Women are the most delicious thing on this planet. I just can’t tell you how proud I am to be an out lesbian in LA.

Since I’ve come out, not just to my friends and family, but to myself I’ve really struggled with my place in this world. As I’m sure most if not all LGBT people do. I’d be lying if I said that the internal struggle was a thing of the past and that I’m totally sure of who I am in every aspect of my being. I think that’s a life time process of growing and evolving. But within the constraints of this single blog I’m referring to my identity as a lesbian woman living in Los Angeles.

I mention my location because it seems to me that your environment plays a rather large role in who you become and how you see yourself. Not wanting to get into a nature vs. nurture argument with anyone, I’m simply saying that growing up in a liberal, gay friendly town where it’s practically hip to be gay is probably a lot easier than growing up in a small town in Utah. Where in recent years a gay owned bookstore was burned to the ground and it’s owners were told to get out of town. So living in Los Angeles has it’s perks for sure. But even under the dim lights of gay and lesbian bars across LA, everyone has their own story.
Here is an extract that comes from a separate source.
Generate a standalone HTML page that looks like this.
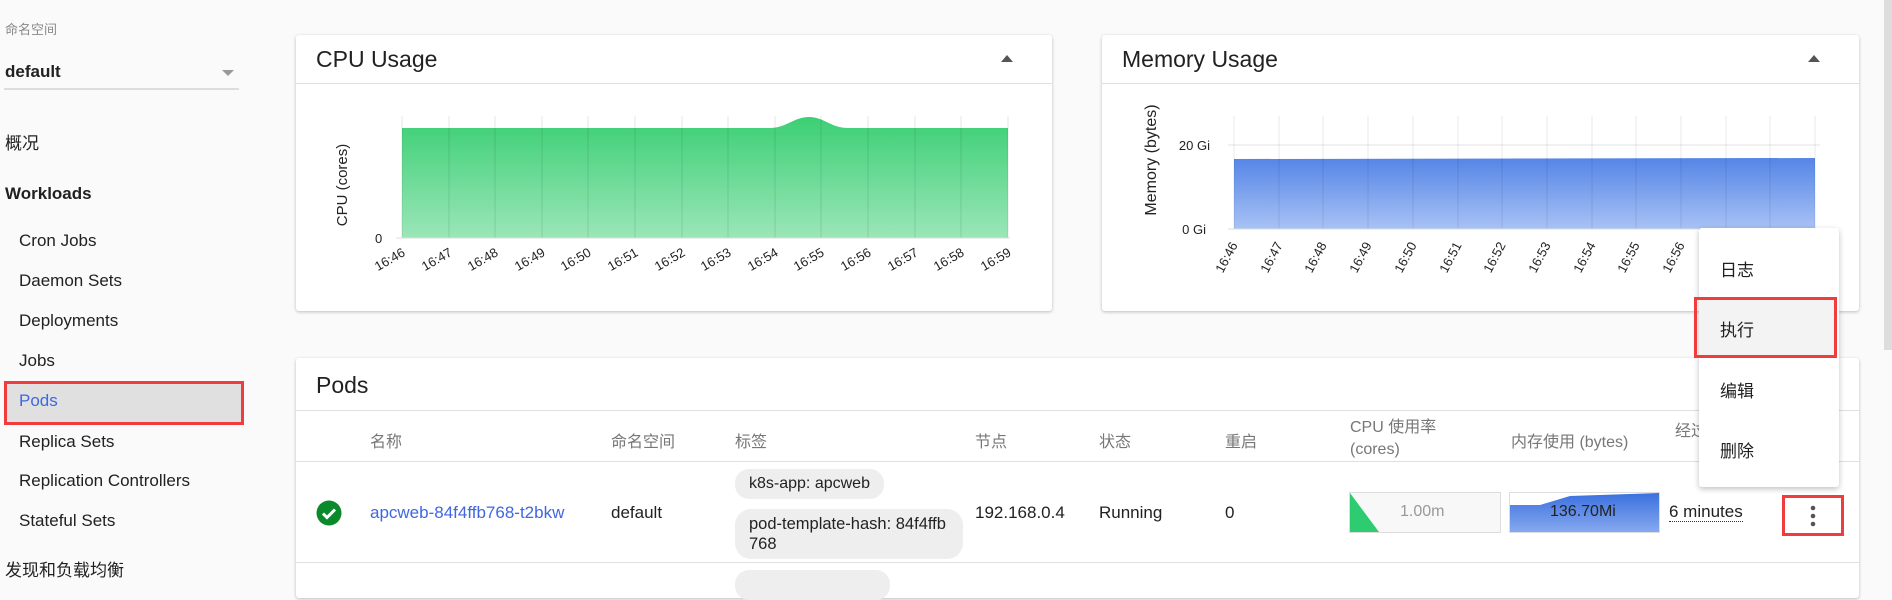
<!DOCTYPE html>
<html><head><meta charset="utf-8"><style>
*{box-sizing:border-box;margin:0;padding:0}
body{width:1892px;height:583px;overflow:hidden;background:#fafafa;font-family:"Liberation Sans","Noto Sans CJK SC",sans-serif;color:#212121;position:relative}
.a{position:absolute;white-space:nowrap}
.nav{font-size:17px;left:19px}
.card{position:absolute;background:#fff;border-radius:3px;box-shadow:0 1px 3px rgba(0,0,0,.25)}
.hd{position:absolute;left:0;right:0;border-bottom:1px solid #e0e0e0}
.th{font-size:16px;color:#777}
.td{font-size:17px}
.chip{position:absolute;background:#eee;border-radius:14px;font-size:16px;padding:5px 14px;line-height:20px;color:#222}
</style></head><body>
<div class="a" style="left:5px;top:19px;font-size:13px;color:#888">命名空间</div>
<div class="a" style="left:5px;top:62px;font-size:17px;font-weight:bold;color:#222">default</div>
<div class="a" style="left:222px;top:70px;width:0;height:0;border-left:6px solid transparent;border-right:6px solid transparent;border-top:6px solid #999"></div>
<div class="a" style="left:4px;top:88px;width:235px;height:2px;background:#ddd"></div>
<div class="a" style="left:5px;top:129px;font-size:17px">概况</div>
<div class="a" style="left:5px;top:184px;font-size:17px;font-weight:bold">Workloads</div>
<div class="a nav" style="top:231px">Cron Jobs</div>
<div class="a nav" style="top:271px">Daemon Sets</div>
<div class="a nav" style="top:311px">Deployments</div>
<div class="a nav" style="top:351px">Jobs</div>
<div class="a" style="left:4px;top:381px;width:240px;height:44px;background:#e0e0e0;border:3px solid #f03c3c"></div>
<div class="a nav" style="top:391px;color:#3f67e0">Pods</div>
<div class="a nav" style="top:432px">Replica Sets</div>
<div class="a nav" style="top:471px">Replication Controllers</div>
<div class="a nav" style="top:511px">Stateful Sets</div>
<div class="a" style="left:5px;top:556px;font-size:17px">发现和负载均衡</div>
<div class="a" style="left:1884px;top:0;width:8px;height:350px;background:#ddd"></div>

<div class="card" style="left:296px;top:35px;width:756px;height:276px">
<div class="hd" style="top:0;height:49px"></div>
<div class="a" style="left:20px;top:11px;font-size:23px">CPU Usage</div>
<div class="a" style="left:705px;top:20px;border-left:6px solid transparent;border-right:6px solid transparent;border-bottom:7px solid #555"></div>
</div>
<svg class="a" style="left:296px;top:35px" width="756" height="276" font-family="Liberation Sans" font-size="13" fill="#222">
<defs><linearGradient id="g" x1="0" y1="0" x2="0" y2="1"><stop offset="0" stop-color="#3ccf75"/><stop offset="1" stop-color="#9be6b8"/></linearGradient>
<linearGradient id="b" x1="0" y1="0" x2="0" y2="1"><stop offset="0" stop-color="#5585e6"/><stop offset="1" stop-color="#a8c2f5"/></linearGradient></defs>
<path d="M106 93 L474 93 C490 93 498 82 513 82 C528 82 535 93 552 93 L712 93 L712 203 L106 203Z" fill="url(#g)"/>
<g stroke="rgba(0,0,0,.1)"><path d="M106 81V203M153 81V203M199 81V203M246 81V203M292 81V203M339 81V203M386 81V203M432 81V203M479 81V203M525 81V203M572 81V203M619 81V203M665 81V203M712 81V203"/></g>
<path d="M100 203H714" stroke="#ddd"/>
<text x="79" y="208">0</text>
<text transform="translate(51,150) rotate(-90)" font-size="15" text-anchor="middle">CPU (cores)</text>
<g text-anchor="end">
<text transform="translate(110,220) rotate(-30)">16:46</text><text transform="translate(157,220) rotate(-30)">16:47</text><text transform="translate(203,220) rotate(-30)">16:48</text><text transform="translate(250,220) rotate(-30)">16:49</text><text transform="translate(296,220) rotate(-30)">16:50</text><text transform="translate(343,220) rotate(-30)">16:51</text><text transform="translate(390,220) rotate(-30)">16:52</text><text transform="translate(436,220) rotate(-30)">16:53</text><text transform="translate(483,220) rotate(-30)">16:54</text><text transform="translate(529,220) rotate(-30)">16:55</text><text transform="translate(576,220) rotate(-30)">16:56</text><text transform="translate(623,220) rotate(-30)">16:57</text><text transform="translate(669,220) rotate(-30)">16:58</text><text transform="translate(716,220) rotate(-30)">16:59</text>
</g></svg>

<div class="card" style="left:1102px;top:35px;width:757px;height:276px">
<div class="hd" style="top:0;height:49px"></div>
<div class="a" style="left:20px;top:11px;font-size:23px">Memory Usage</div>
<div class="a" style="left:706px;top:20px;border-left:6px solid transparent;border-right:6px solid transparent;border-bottom:7px solid #555"></div>
</div>
<svg class="a" style="left:1102px;top:35px" width="757" height="276" font-family="Liberation Sans" font-size="13" fill="#222">
<path d="M132 124 L713 123 L713 194 L132 194Z" fill="url(#b)"/>
<path d="M126 110H718" stroke="#e3e3e3"/>
<g stroke="rgba(0,0,0,.09)"><path d="M132 81V194M177 81V194M221 81V194M266 81V194M311 81V194M356 81V194M400 81V194M445 81V194M490 81V194M534 81V194M579 81V194M624 81V194M668 81V194M713 81V194"/></g>
<path d="M126 194H718" stroke="#ddd"/>
<text x="108" y="115" text-anchor="end">20 Gi</text><text x="104" y="199" text-anchor="end">0 Gi</text>
<text transform="translate(54,125) rotate(-90)" font-size="16" text-anchor="middle">Memory (bytes)</text>
<g text-anchor="end">
<text transform="translate(136,210) rotate(-62)">16:46</text><text transform="translate(181,210) rotate(-62)">16:47</text><text transform="translate(225,210) rotate(-62)">16:48</text><text transform="translate(270,210) rotate(-62)">16:49</text><text transform="translate(315,210) rotate(-62)">16:50</text><text transform="translate(360,210) rotate(-62)">16:51</text><text transform="translate(404,210) rotate(-62)">16:52</text><text transform="translate(449,210) rotate(-62)">16:53</text><text transform="translate(494,210) rotate(-62)">16:54</text><text transform="translate(538,210) rotate(-62)">16:55</text><text transform="translate(583,210) rotate(-62)">16:56</text>
</g></svg>

<div class="card" style="left:296px;top:358px;width:1563px;height:240px">
<div class="hd" style="top:0;height:53px"></div>
<div class="hd" style="top:53px;height:51px"></div>
<div class="hd" style="top:104px;height:101px"></div>
<div class="a" style="left:20px;top:14px;font-size:23px">Pods</div>
</div>
<div class="a th" style="left:370px;top:428px">名称</div>
<div class="a th" style="left:611px;top:428px">命名空间</div>
<div class="a th" style="left:735px;top:428px">标签</div>
<div class="a th" style="left:975px;top:428px">节点</div>
<div class="a th" style="left:1099px;top:428px">状态</div>
<div class="a th" style="left:1225px;top:428px">重启</div>
<div class="a th" style="left:1350px;top:417px;line-height:22px">CPU 使用率<br>(cores)</div>
<div class="a th" style="left:1511px;top:428px">内存使用 (bytes)</div>
<div class="a th" style="left:1675px;top:417px">经过</div>

<svg class="a" style="left:316px;top:500px" width="26" height="26"><circle cx="13" cy="13" r="12.5" fill="#0a8a2a"/><path d="M7 13.5l4 4 8-8" stroke="#fff" stroke-width="3" fill="none"/></svg>
<div class="a td" style="left:370px;top:503px;color:#3f67e0">apcweb-84f4ffb768-t2bkw</div>
<div class="a td" style="left:611px;top:503px">default</div>
<div class="chip" style="left:735px;top:469px">k8s-app: apcweb</div>
<div class="chip" style="left:735px;top:509px;width:228px;white-space:normal;word-break:break-all;border-radius:16px;font-size:16.5px">pod-template-hash: 84f4ffb768</div>
<div class="chip" style="left:735px;top:570px;width:155px;height:30px"></div>
<div class="a td" style="left:975px;top:503px">192.168.0.4</div>
<div class="a td" style="left:1099px;top:503px">Running</div>
<div class="a td" style="left:1225px;top:503px">0</div>
<div class="a" style="left:1349px;top:492px;width:152px;height:41px;border:1px solid #ddd;background:#f8f8f8">
<svg class="a" style="left:0;top:0" width="30" height="39"><path d="M0 0L29 39H0Z" fill="#2ecc71"/></svg>
<div class="a" style="left:50px;top:10px;font-size:16px;color:#999">1.00m</div></div>
<div class="a" style="left:1509px;top:492px;width:151px;height:41px;border:1px solid #ddd;background:#fff">
<svg class="a" style="left:0;top:0" width="149" height="39"><defs><linearGradient id="c" x1="0" y1="0" x2="0" y2="1"><stop offset="0" stop-color="#3c70e0"/><stop offset="1" stop-color="#86a9ee"/></linearGradient></defs><path d="M0 12H30L60 3L149 0V39H0Z" fill="url(#c)"/></svg>
<div class="a" style="left:40px;top:10px;font-size:16px;color:#222">136.70Mi</div></div>
<div class="a td" style="left:1669px;top:503px;border-bottom:1px dotted #333;line-height:18px">6 minutes</div>
<div class="a" style="left:1782px;top:495px;width:62px;height:41px;border:3px solid #f03c3c"></div>
<svg class="a" style="left:1807px;top:502px" width="12" height="28"><circle cx="6" cy="6" r="2.3" fill="#555"/><circle cx="6" cy="14" r="2.3" fill="#555"/><circle cx="6" cy="22" r="2.3" fill="#555"/></svg>

<div class="a" style="left:1699px;top:228px;width:140px;height:259px;background:#fff;border-radius:3px;box-shadow:0 2px 6px rgba(0,0,0,.25)"></div>
<div class="a" style="left:1699px;top:300px;width:138px;height:58px;background:#f3f3f3"></div>
<div class="a" style="left:1694px;top:297px;width:143px;height:61px;border:3px solid #f03c3c"></div>
<div class="a" style="left:1720px;top:256px;font-size:17px">日志</div>
<div class="a" style="left:1720px;top:316px;font-size:17px">执行</div>
<div class="a" style="left:1720px;top:377px;font-size:17px">编辑</div>
<div class="a" style="left:1720px;top:437px;font-size:17px">删除</div>
</body></html>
One thing that bothers me on almost a daily basis is my inability to set off anyone’s gaydar. I mean literally, I can be at a lesbian bar, with all my lesbian friends and if by some miracle someone actually talks to me, it’s usually the straight man who brought his bi-curious wife out for a night of “let’s trick a lesbian into a threesome.” Once every million years or so a girl will come up and talk to me and even then she’ll eventually say, “So, you’re bi right?”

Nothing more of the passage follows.